You look at the tradition. Habeas corpus –there’s a huge tradition. You look at the purposes. People did have a reason from writing those words. With the Constitution it is the values that underlie the set of words. The Commerce Clause is not about free speech. The First Amendment is. But there are purposes and then there are consequences. And the consequences are valued in terms of the purposes. With the First Amendment you are interested in expression. You are not interested in privacy usually. So everybody has those tools. Text. History. Tradition. Precedent. Purpose. And consequences.

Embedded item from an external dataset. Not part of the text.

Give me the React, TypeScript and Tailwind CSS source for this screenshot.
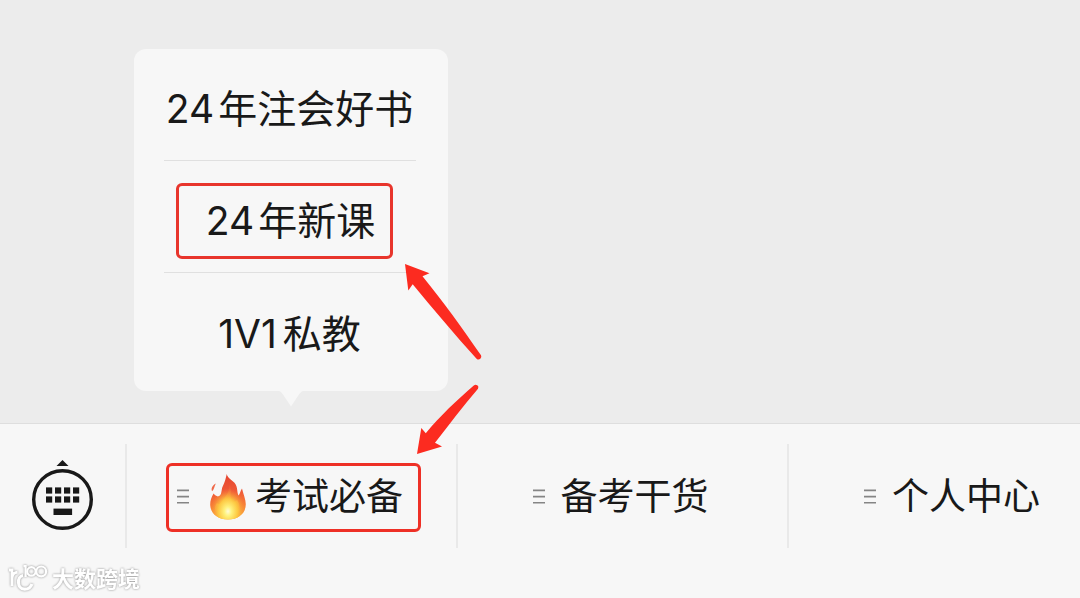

And some emphasize the first four, emphasized by Justice Scalia. And when we talk, I’ll say, “You are interested in history, text, precedent, tradition. Do you ever apply purpose and consequence? Of course he says no. And I say “no, hey, I found an article my law clerk did where you cited 15 cases where you did.” Of course. And I probably apply the latter two more often because I find it rarer that the first four will resolve the question. So I am more interested in the purposes of these words and the values that underlie this and what are the consequences of this decision viewed in terms of those values. Do I look at the first four? Of course, do I read the text? Certainly. History. Tradition. Precedent. Of course.

But in tough open questions I’m likely to find my answers in the last two, no guarantee. And the same is true of Justice Scalia, but he thinks more often you find the answers in those first four. You go look, if you want, at cases where we are on opposite sides, and I will bet you that a lot more is explained by that then what is explained by political differences.